In His love God saw holiness lost, but also holiness restored. He saw you, clean, spotless, and right before Him. He sees it in you now, if you are in Christ, but He also sees it in you in the future. He sees the glorified you. That vision enabled Him to endure the pain and heartache, even to the shedding of the blood of His own Son. This is the love of God.
We have also been predestined for adoption as God’s children.
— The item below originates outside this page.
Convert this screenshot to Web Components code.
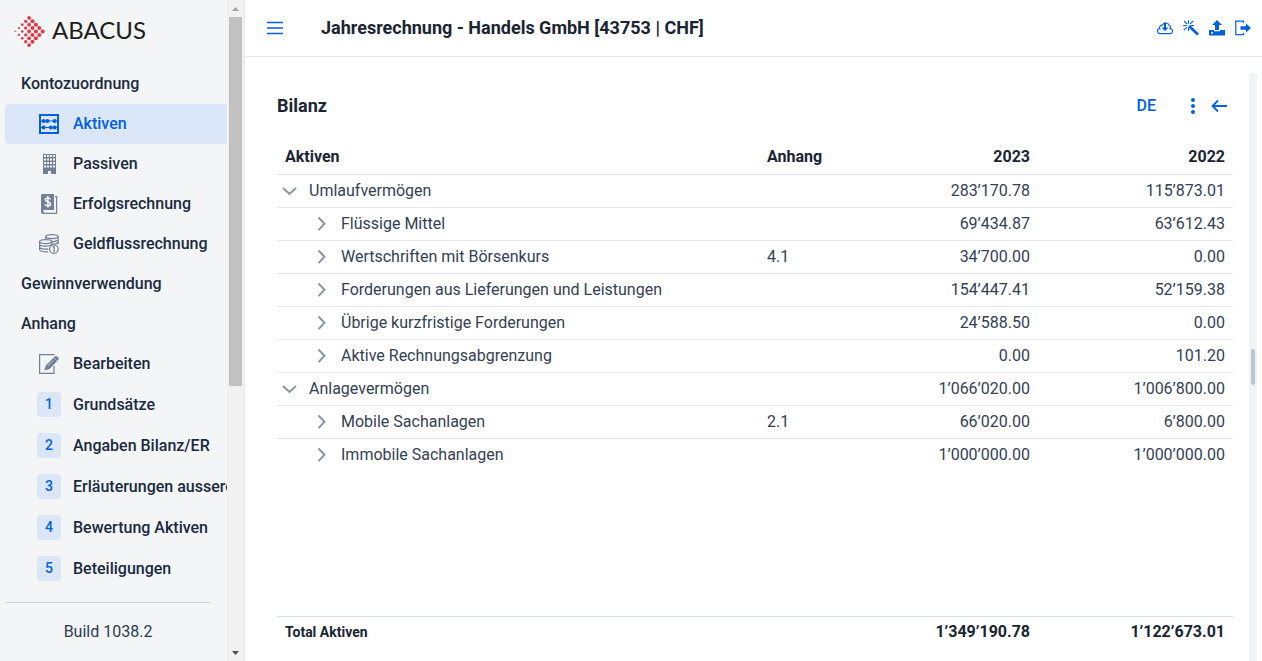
<!DOCTYPE html>
<html lang="de">
<head>
<meta charset="utf-8">
<title>Jahresrechnung</title>
<style>
  html, body { margin: 0; height: 100%; }
  body {
    font-family: Roboto, "Liberation Sans", sans-serif;
    font-size: 16px;
    line-height: 24px;
    background: #fff;
    color: #1a2433;
    --blue: #0060df;
    --tint: #dbe6f8;
    --panel: #f4f5f7;
    --grey: #718096;
    --line: #e6e8eb;
  }
</style>
</head>
<body>
<finance-app></finance-app>
<script>
const ICONS = {
  menu: '<path d="M0 2.500h16M0 8h16M0 13.500h16" stroke="currentColor" stroke-width="1.600"/>',
  abacus: '<path fill="none" stroke="currentColor" stroke-width="2" d="M1 1h18v18H1z"/><path d="M2 7h16M2 13.500h16" stroke="currentColor" stroke-width="1.200"/><g fill="currentColor"><circle cx="4.600" cy="7" r="2"/><circle cx="8.400" cy="7" r="2"/><circle cx="15.600" cy="7" r="2"/><circle cx="4.600" cy="13.500" r="2"/><circle cx="11.800" cy="13.500" r="2"/><circle cx="15.600" cy="13.500" r="2"/></g>',
  building: '<path fill="currentColor" fill-rule="evenodd" d="M4 0h13v20h-5v-3H9v3H4zM5 1v2h2V1zM8 1v2h2V1zM11 1v2h2V1zM14 1v2h2V1zM5 4.500v2h2v-2zM8 4.500v2h2v-2zM11 4.500v2h2v-2zM14 4.500v2h2v-2zM5 8v2h2V8zM8 8v2h2V8zM11 8v2h2V8zM14 8v2h2V8zM5 11.500v2h2v-2zM8 11.500v2h2v-2zM11 11.500v2h2v-2zM14 11.500v2h2v-2z"/>',
  report: '<path fill="currentColor" d="M3.500 0H15v16H5c-1.500 0-1.500 1.600 0 1.600V20H4.500A2.500 2.500 0 0 1 2 17.500v-16A1.500 1.500 0 0 1 3.500 0z"/><path fill="none" stroke="currentColor" stroke-width="1.200" d="M16 2.600h1.600v16.800H5"/><path fill="none" stroke="#f4f5f7" stroke-width="1.500" d="M11.500 5.500C10.800 3.300 6.300 3.300 6.300 5.800c0 2.500 5.300 1.500 5.300 4.100 0 2.500-4.900 2.500-5.600.2M8.900 2v11.500"/>',
  coins: '<g fill="none" stroke="currentColor" stroke-width="1.200"><ellipse cx="13" cy="2.600" rx="6.200" ry="2"/><path d="M6.800 2.600V5M19.200 2.600v7.600M12.500 7.600c3.500.3 6.700-.8 6.700-2.200M13.500 10c3.200.2 5.700-.9 5.700-2.200"/><ellipse cx="6.700" cy="7.600" rx="6.100" ry="2"/><path d="M.6 7.600v8.200c0 1.500 4 2.400 8.500 2.100M.6 10.300c0 2.200 10 2.700 12.200.4V7.600M.6 13c0 1.900 5.500 2.400 8.800 1.800"/><circle cx="14.900" cy="15.100" r="4.300" fill="#f4f5f7"/><path d="M13.700 13.600l1.400-.9v5.200"/></g>',
  edit: '<path fill="none" stroke="currentColor" stroke-width="1.200" d="M15 1.200V.7H.6v18.700H15V12"/><path fill="currentColor" d="M5.300 16.500l1.500-5L16 2.300c1.200-1.200 4.700 1.500 3.600 3.200L10.500 15z"/><path fill="none" stroke="#f4f5f7" stroke-width=".6" d="M14.700 3.600l3.200 3.200M8.500 12.200l5.800-5.800"/>',
  cloud: '<path fill="none" stroke="currentColor" stroke-width="1.100" d="M5.300 5.200A3.800 3.800 0 0 1 12.300 5.600C14.300 6.300 13.400 8 13.100 8.600c3.300 0 3.100 5 0 5H3.300c-3.600 0-3.700-5-.5-5C2 6 4 4.800 5.300 5.200z"/><path fill="currentColor" d="M7 2.500h2v5h2.500L8 11 4.500 7.500H7z"/>',
  wand: '<path d="M6 6l9 8.500" stroke="currentColor" stroke-width="2.800"/><path fill="none" stroke="currentColor" stroke-width="1.200" d="M5.500.2v3.600M.2 5.500h3.600M7.500 5.500h3.600M5.500 7.500v3.600M1.200 1.200l2.800 2.800M10.200.8L7.200 3.800M.8 10.200l3-3"/>',
  upload: '<path fill="currentColor" fill-rule="evenodd" d="M8 0l5 5h-3v5H6V5H3zM0 10h5v1.300h6V10h5v5.500H0zM2.300 12v1.700H4V12z"/>',
  exit: '<path fill="none" stroke="currentColor" stroke-width="1.200" d="M8.500 3V1.200H.8v13.500h7.700V13"/><path fill="currentColor" d="M5.500 6.200H11V3.500L16 8l-5 4.500V9.800H5.500z"/>',
  dots: '<g fill="currentColor"><circle cx="8" cy="2" r="2"/><circle cx="8" cy="8" r="2"/><circle cx="8" cy="14" r="2"/></g>',
  back: '<path fill="none" stroke="currentColor" stroke-width="1.800" d="M16 8H1.500M7 2.500L1.500 8 7 13.500"/>',
  down: '<path fill="none" stroke="currentColor" stroke-width="2" d="M2 5l6.500 6L15 5"/>',
  right: '<path fill="none" stroke="currentColor" stroke-width="2" d="M5.500 1.500l6 6.300-6 6.300"/>'
};

class UiIcon extends HTMLElement {
  connectedCallback() {
    const size = this.getAttribute('size') || 16;
    this.attachShadow({ mode: 'open' }).innerHTML = `
      <style>:host{display:inline-flex;flex:none} svg{display:block}</style>
      <svg width="${size}" height="${size}" viewBox="0 0 ${size} ${size}" aria-hidden="true">${ICONS[this.getAttribute('name')]}</svg>`;
  }
}
customElements.define('ui-icon', UiIcon);

class IconButton extends HTMLElement {
  connectedCallback() {
    this.attachShadow({ mode: 'open' }).innerHTML = `
      <style>
        :host{display:inline-flex;flex:none}
        button{display:flex;align-items:center;justify-content:center;width:100%;height:100%;padding:0;border:0;background:none;color:inherit;font:inherit;cursor:pointer}
      </style>
      <button type="button" aria-label="${this.getAttribute('label')}"><ui-icon name="${this.getAttribute('icon')}"></ui-icon></button>`;
  }
}
customElements.define('icon-button', IconButton);

class BrandLogo extends HTMLElement {
  connectedCallback() {
    let dots = '';
    for (let a = 0; a < 5; a++) for (let b = 0; b < 5; b++) {
      const r = Math.min(2, 0.8 + 0.27 * (a + b));
      dots += `<circle cx="${1.5 + 3.4 * (a + b)}" cy="${15.5 + 3.4 * (a - b)}" r="${r}"/>`;
    }
    this.attachShadow({ mode: 'open' }).innerHTML = `
      <style>
        :host{display:flex;align-items:center;gap:6px;height:64px;padding:0 0 4px 14px;box-sizing:border-box}
        svg{display:block;margin-top:4px}
        span{font:400 24px/32px Lato,sans-serif;color:#1d1d1b}
      </style>
      <svg width="32" height="32" viewBox="0 0 32 32" fill="#e23744" aria-hidden="true">${dots}</svg><span>ABACUS</span>`;
  }
}
customElements.define('brand-logo', BrandLogo);

class NavItem extends HTMLElement {
  connectedCallback() {
    const icon = this.getAttribute('icon');
    const number = this.getAttribute('number');
    const lead = icon ? `<ui-icon name="${icon}" size="20"></ui-icon>` : number ? `<span class="badge">${number}</span>` : '';
    this.attachShadow({ mode: 'open' }).innerHTML = `
      <style>
        :host{display:block;margin-left:5px}
        a{display:flex;align-items:center;height:40px;padding-left:16px;border-radius:4px 0 0 4px;color:#1a2a40;font-weight:500;text-decoration:none;white-space:nowrap}
        .lead{display:flex;justify-content:center;width:24px;margin:0 12px 0 16px;flex:none;color:var(--grey)}
        .badge{width:24px;height:25px;border-radius:4px;background:var(--tint);color:var(--blue);font-size:14px;line-height:25px;text-align:center}
        :host([number]) a{height:41px}
        :host([active]) a{background:var(--tint)}
        :host([active]) a,:host([active]) .lead{color:var(--blue)}
      </style>
      <a href="#">${lead && `<span class="lead">${lead}</span>`}<slot></slot></a>`;
  }
}
customElements.define('nav-item', NavItem);

class SideNav extends HTMLElement {
  connectedCallback() {
    this.attachShadow({ mode: 'open' }).innerHTML = `
      <style>
        :host{display:flex;flex:none;width:245px;height:100%;box-sizing:border-box;border-right:1px solid #e4e7ee;background:var(--panel)}
        .content{flex:1;min-width:0;overflow:hidden}
        footer{margin:13px 16px 0 5px;padding-top:17px;border-top:1px solid #cbd5e0;text-align:center;color:#2d3b50}
        .rail{display:flex;flex-direction:column;width:17px;background:#f1f1f1}
        .thumb{height:369px;margin:0 2px;background:#c1c1c1}
        .arrow{display:flex;align-items:center;justify-content:center;height:17px}
        .arrow.end{margin-top:auto}
      </style>
      <div class="content">
        <brand-logo></brand-logo>
        <nav>
          <nav-item>Kontozuordnung</nav-item>
          <nav-item icon="abacus" active>Aktiven</nav-item>
          <nav-item icon="building">Passiven</nav-item>
          <nav-item icon="report">Erfolgsrechnung</nav-item>
          <nav-item icon="coins">Geldflussrechnung</nav-item>
          <nav-item>Gewinnverwendung</nav-item>
          <nav-item>Anhang</nav-item>
          <nav-item icon="edit">Bearbeiten</nav-item>
          <nav-item number="1">Grundsätze</nav-item>
          <nav-item number="2">Angaben Bilanz/ER</nav-item>
          <nav-item number="3">Erläuterungen ausserordentlich</nav-item>
          <nav-item number="4">Bewertung Aktiven</nav-item>
          <nav-item number="5">Beteiligungen</nav-item>
        </nav>
        <footer>Build 1038.2</footer>
      </div>
      <div class="rail" aria-hidden="true">
        <div class="arrow"><svg width="7" height="4"><path d="M0 4l3.500-4L7 4z" fill="#a3a3a3"/></svg></div>
        <div class="thumb"></div>
        <div class="arrow end"><svg width="7" height="4"><path d="M0 0l3.500 4L7 0z" fill="#505050"/></svg></div>
      </div>`;
  }
}
customElements.define('side-nav', SideNav);

class PageHeader extends HTMLElement {
  connectedCallback() {
    this.attachShadow({ mode: 'open' }).innerHTML = `
      <style>
        :host{display:flex;align-items:center;height:57px;box-sizing:border-box;padding:0 11px 0 22px;border-bottom:1px solid var(--line)}
        h1{flex:1;margin:0 0 0 38px;font-size:18px;line-height:24px;font-weight:700;color:#1a2433}
        icon-button{width:16px;height:24px;color:var(--blue)}
        .actions{display:flex;gap:10px}
      </style>
      <icon-button icon="menu" label="Menü"></icon-button>
      <h1><slot></slot></h1>
      <div class="actions">
        <icon-button icon="cloud" label="Herunterladen"></icon-button>
        <icon-button icon="wand" label="Assistent"></icon-button>
        <icon-button icon="upload" label="Hochladen"></icon-button>
        <icon-button icon="exit" label="Abmelden"></icon-button>
      </div>`;
  }
}
customElements.define('page-header', PageHeader);

const ROWS = [
  [0, 'Umlaufvermögen', '', '283’170.78', '115’873.01'],
  [1, 'Flüssige Mittel', '', '69’434.87', '63’612.43'],
  [1, 'Wertschriften mit Börsenkurs', '4.1', '34’700.00', '0.00'],
  [1, 'Forderungen aus Lieferungen und Leistungen', '', '154’447.41', '52’159.38'],
  [1, 'Übrige kurzfristige Forderungen', '', '24’588.50', '0.00'],
  [1, 'Aktive Rechnungsabgrenzung', '', '0.00', '101.20'],
  [0, 'Anlagevermögen', '', '1’066’020.00', '1’006’800.00'],
  [1, 'Mobile Sachanlagen', '2.1', '66’020.00', '6’800.00'],
  [1, 'Immobile Sachanlagen', '', '1’000’000.00', '1’000’000.00']
];

class BalanceTable extends HTMLElement {
  connectedCallback() {
    const rows = ROWS.map(([level, name, note, current, previous]) => `
      <tr><td class="name level${level}"><icon-button icon="${level ? 'right' : 'down'}" label="${level ? 'Öffnen' : 'Schliessen'}"></icon-button><span>${name}</span></td>
      <td>${note}</td><td class="num">${current}</td><td class="num">${previous}</td></tr>`).join('');
    this.attachShadow({ mode: 'open' }).innerHTML = `
      <style>
        :host{display:flex;flex:1;min-height:0}
        table{display:flex;flex-direction:column;flex:1}
        thead,tbody,tfoot{display:block}
        tbody{flex:1}
        tr{display:grid;grid-template-columns:1fr 84px 195px 195px;border-bottom:1px solid var(--line)}
        th,td{box-sizing:border-box;height:32px;padding:0 8px;line-height:32px;text-align:left;white-space:nowrap}
        td{color:#344054}
        thead th{height:34px;line-height:34px;font-weight:700}
        .num{text-align:right}
        .name{display:flex;align-items:center;gap:8px;padding:0}
        .level1{padding-left:32px}
        icon-button{width:24px;height:24px;color:#8b95a5}
        tbody tr:last-child,tfoot tr{border-bottom:0}
        tfoot{border-top:1px solid #d3dbe3}
        tfoot th,tfoot td{height:30px;line-height:30px;font-weight:700;color:#1a2433}
        tfoot th{font-size:14px}
      </style>
      <table aria-label="Bilanz Aktiven">
        <thead><tr><th>Aktiven</th><th>Anhang</th><th class="num">2023</th><th class="num">2022</th></tr></thead>
        <tbody>${rows}</tbody>
        <tfoot><tr><th>Total Aktiven</th><td></td><td class="num">1’349’190.78</td><td class="num">1’122’673.01</td></tr></tfoot>
      </table>`;
  }
}
customElements.define('balance-table', BalanceTable);

class BalancePanel extends HTMLElement {
  connectedCallback() {
    this.attachShadow({ mode: 'open' }).innerHTML = `
      <style>
        :host{display:flex;flex:1;min-height:0;padding:16px 5px 0 32px}
        section{display:flex;flex-direction:column;flex:1;min-width:0;padding:16px 16px 14px 0}
        header{display:flex;align-items:center;height:33px;color:var(--blue)}
        h2{flex:1;margin:0;font-size:18px;line-height:24px;font-weight:700;color:#1a2433}
        .lang{padding:0;margin-right:29px;border:0;background:none;color:inherit;font:500 16px/24px Roboto,sans-serif}
        .tools{display:flex;gap:10px;margin-right:6px}
        icon-button{width:16px;height:24px}
        balance-table{margin-top:18px}
        .rail{display:flex;align-items:center;justify-content:center;width:8px;background:#f2f3f5}
        .thumb{width:4px;height:36px;border-radius:2px;background:#bcc5d0}
      </style>
      <section>
        <header>
          <h2>Bilanz</h2>
          <button class="lang" type="button">DE</button>
          <div class="tools">
            <icon-button icon="dots" label="Mehr"></icon-button>
            <icon-button icon="back" label="Zurück"></icon-button>
          </div>
        </header>
        <balance-table></balance-table>
      </section>
      <div class="rail" aria-hidden="true"><div class="thumb"></div></div>`;
  }
}
customElements.define('balance-panel', BalancePanel);

class FinanceApp extends HTMLElement {
  connectedCallback() {
    this.attachShadow({ mode: 'open' }).innerHTML = `
      <style>
        :host{display:flex;height:100vh}
        main{display:flex;flex-direction:column;flex:1;min-width:0}
      </style>
      <side-nav></side-nav>
      <main>
        <page-header>Jahresrechnung - Handels GmbH [43753 | CHF]</page-header>
        <balance-panel></balance-panel>
      </main>`;
  }
}
customElements.define('finance-app', FinanceApp);
</script>
</body>
</html>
In Paul’s day adoption meant more than taking a child into a home. He was not thinking of a minor being adopted by adult parents, but an adult servant being adopted into a family. There were times heads of household would have no heir, or reject their natural born heirs, thus necessitating the finding of an heir. Sometimes a beloved servant would be chosen, adopted by the master, to be the heir of the household. When this occured the old family rights of the servant were lost; they legally received the name of their new father. The servant would become the legal heir of the estate and old debts and records were completely wiped away; he was truly a new person, for the law considered him the son of his new father.
So adoption speaks to us of our great position in Christ. It was God’s predestined plan to adopt us. We have a new master, a new name, a new record in Christ. Our old family rights and claims evaporated at contact with the blood of Christ. We are now brand new, the heritage of God, joint heirs with Jesus. This is the plan of God.